Task requirements:
Below are the records; copy each line in them that holds the word "component".

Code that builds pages
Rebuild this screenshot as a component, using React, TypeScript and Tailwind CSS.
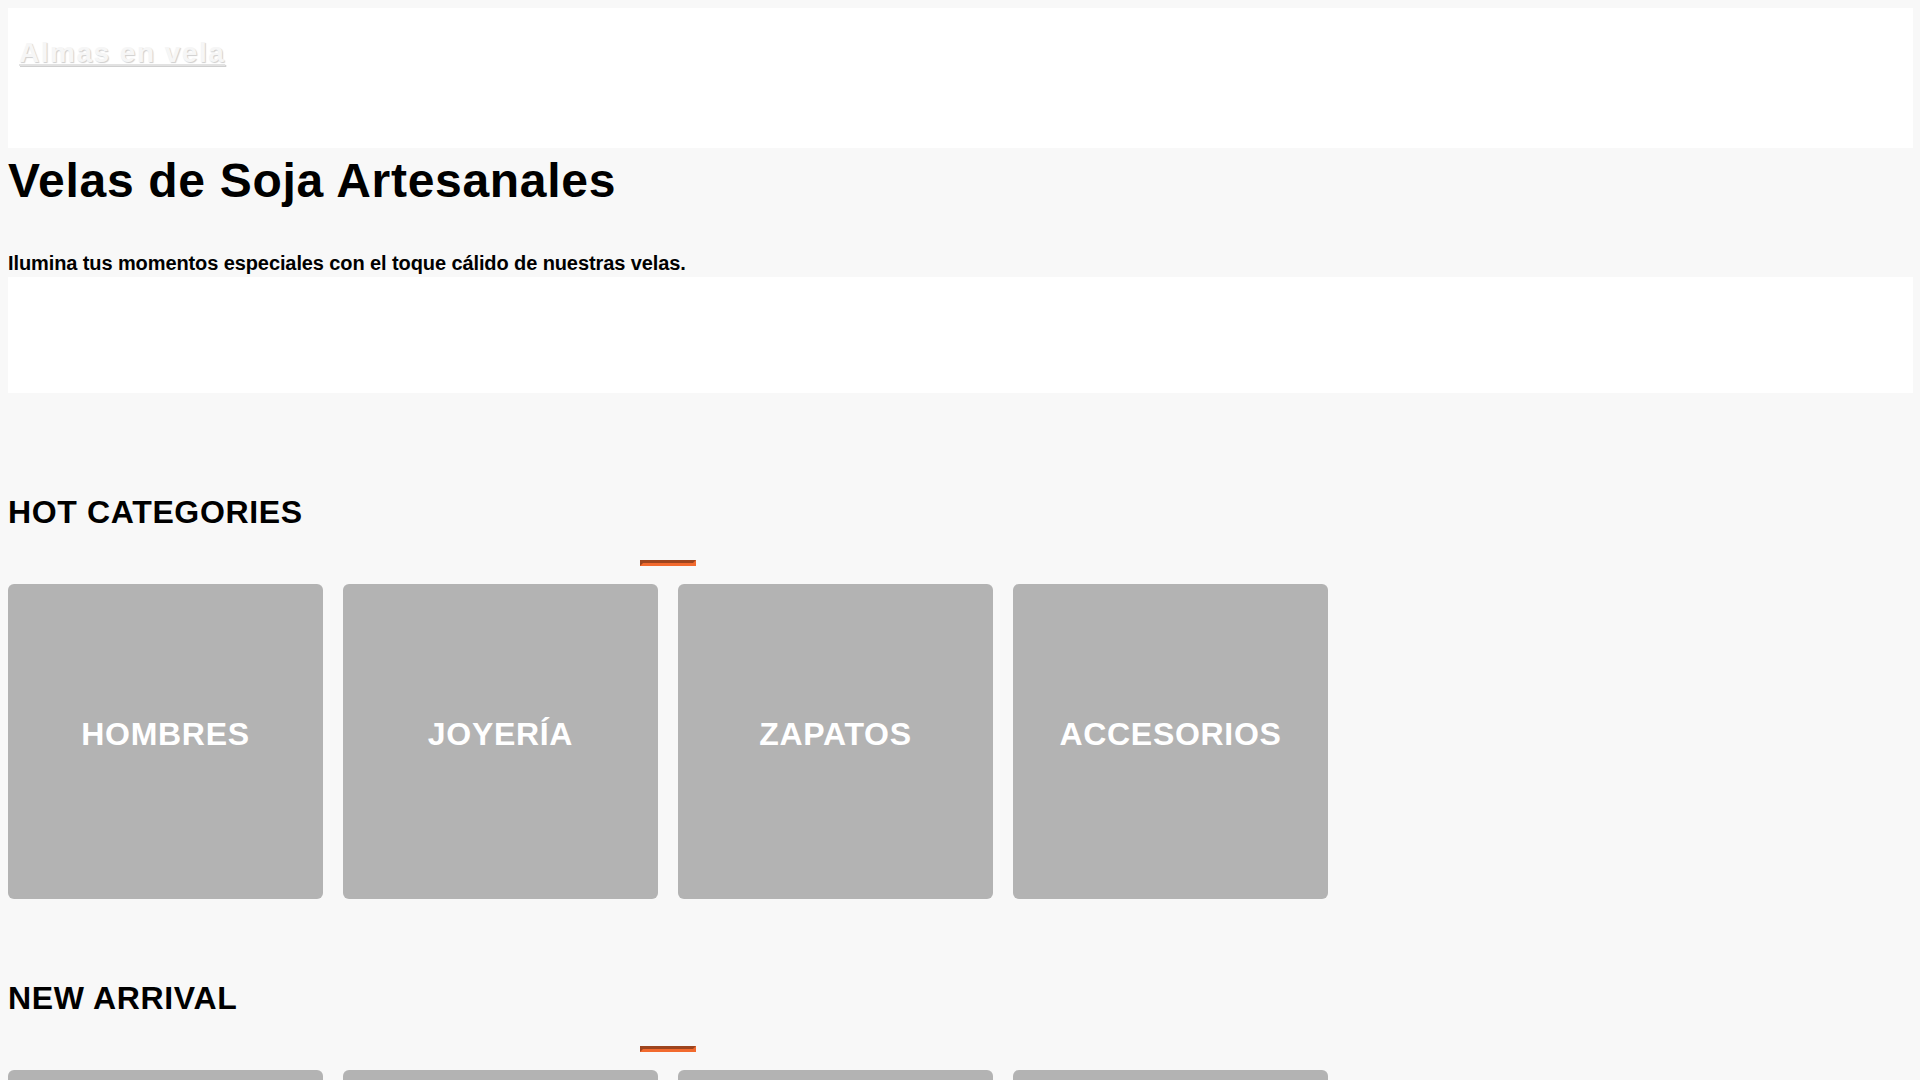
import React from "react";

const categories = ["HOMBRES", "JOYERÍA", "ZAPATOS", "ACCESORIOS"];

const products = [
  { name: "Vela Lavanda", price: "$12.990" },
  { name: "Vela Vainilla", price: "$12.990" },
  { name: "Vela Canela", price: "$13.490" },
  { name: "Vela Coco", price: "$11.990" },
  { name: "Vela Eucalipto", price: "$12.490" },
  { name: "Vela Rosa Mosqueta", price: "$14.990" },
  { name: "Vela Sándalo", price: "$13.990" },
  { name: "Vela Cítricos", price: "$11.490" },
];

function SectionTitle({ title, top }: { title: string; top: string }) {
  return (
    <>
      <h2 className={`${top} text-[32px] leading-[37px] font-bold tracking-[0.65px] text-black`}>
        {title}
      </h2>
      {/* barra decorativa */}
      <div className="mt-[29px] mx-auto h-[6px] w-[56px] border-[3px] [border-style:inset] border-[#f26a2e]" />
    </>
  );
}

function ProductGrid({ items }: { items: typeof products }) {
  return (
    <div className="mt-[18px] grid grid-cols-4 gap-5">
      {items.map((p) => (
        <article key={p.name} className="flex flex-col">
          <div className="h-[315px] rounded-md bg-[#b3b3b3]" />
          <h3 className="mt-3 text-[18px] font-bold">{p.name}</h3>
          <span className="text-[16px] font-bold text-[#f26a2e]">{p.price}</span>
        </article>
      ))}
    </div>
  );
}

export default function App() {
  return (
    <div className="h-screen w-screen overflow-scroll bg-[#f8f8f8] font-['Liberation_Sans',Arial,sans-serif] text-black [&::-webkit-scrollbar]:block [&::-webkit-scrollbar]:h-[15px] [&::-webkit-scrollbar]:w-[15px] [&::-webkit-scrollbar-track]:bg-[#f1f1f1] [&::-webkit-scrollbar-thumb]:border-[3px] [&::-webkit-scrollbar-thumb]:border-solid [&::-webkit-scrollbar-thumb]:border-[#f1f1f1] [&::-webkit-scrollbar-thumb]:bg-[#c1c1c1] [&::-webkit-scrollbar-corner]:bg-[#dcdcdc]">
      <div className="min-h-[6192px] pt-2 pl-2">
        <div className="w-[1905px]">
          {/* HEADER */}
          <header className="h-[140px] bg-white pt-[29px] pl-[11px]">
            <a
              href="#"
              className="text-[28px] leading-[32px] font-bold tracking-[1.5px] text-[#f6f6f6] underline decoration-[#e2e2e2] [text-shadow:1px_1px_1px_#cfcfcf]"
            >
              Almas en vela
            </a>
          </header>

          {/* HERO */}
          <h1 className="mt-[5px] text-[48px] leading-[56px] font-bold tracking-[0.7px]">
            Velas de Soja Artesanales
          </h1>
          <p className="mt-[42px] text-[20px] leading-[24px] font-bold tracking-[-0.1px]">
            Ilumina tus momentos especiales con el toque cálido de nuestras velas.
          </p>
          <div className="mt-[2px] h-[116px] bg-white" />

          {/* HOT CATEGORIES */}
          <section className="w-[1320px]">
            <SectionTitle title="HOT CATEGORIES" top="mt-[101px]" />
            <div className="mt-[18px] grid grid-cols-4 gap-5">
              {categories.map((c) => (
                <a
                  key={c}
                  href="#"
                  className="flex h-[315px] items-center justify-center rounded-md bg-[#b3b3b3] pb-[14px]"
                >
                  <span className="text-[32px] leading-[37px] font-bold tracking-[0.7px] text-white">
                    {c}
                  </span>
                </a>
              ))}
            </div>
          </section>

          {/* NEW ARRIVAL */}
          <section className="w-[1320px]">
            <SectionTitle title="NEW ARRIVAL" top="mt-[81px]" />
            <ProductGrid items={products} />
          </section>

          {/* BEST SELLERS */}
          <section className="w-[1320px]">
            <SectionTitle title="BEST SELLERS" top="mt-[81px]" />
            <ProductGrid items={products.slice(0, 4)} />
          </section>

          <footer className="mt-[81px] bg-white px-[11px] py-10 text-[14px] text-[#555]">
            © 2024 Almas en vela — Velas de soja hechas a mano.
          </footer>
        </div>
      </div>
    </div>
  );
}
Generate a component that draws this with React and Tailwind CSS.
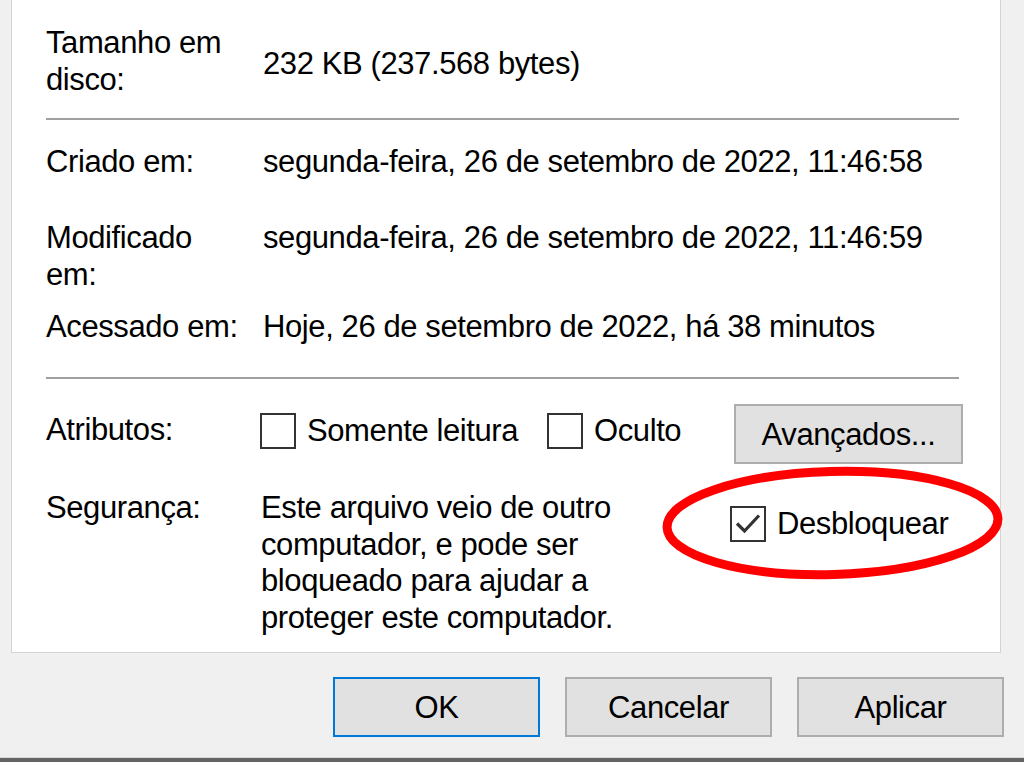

Result below:
Rebuild this screenshot as a component, using React, TypeScript and Tailwind CSS.
Generate a component that draws this with React and Tailwind CSS.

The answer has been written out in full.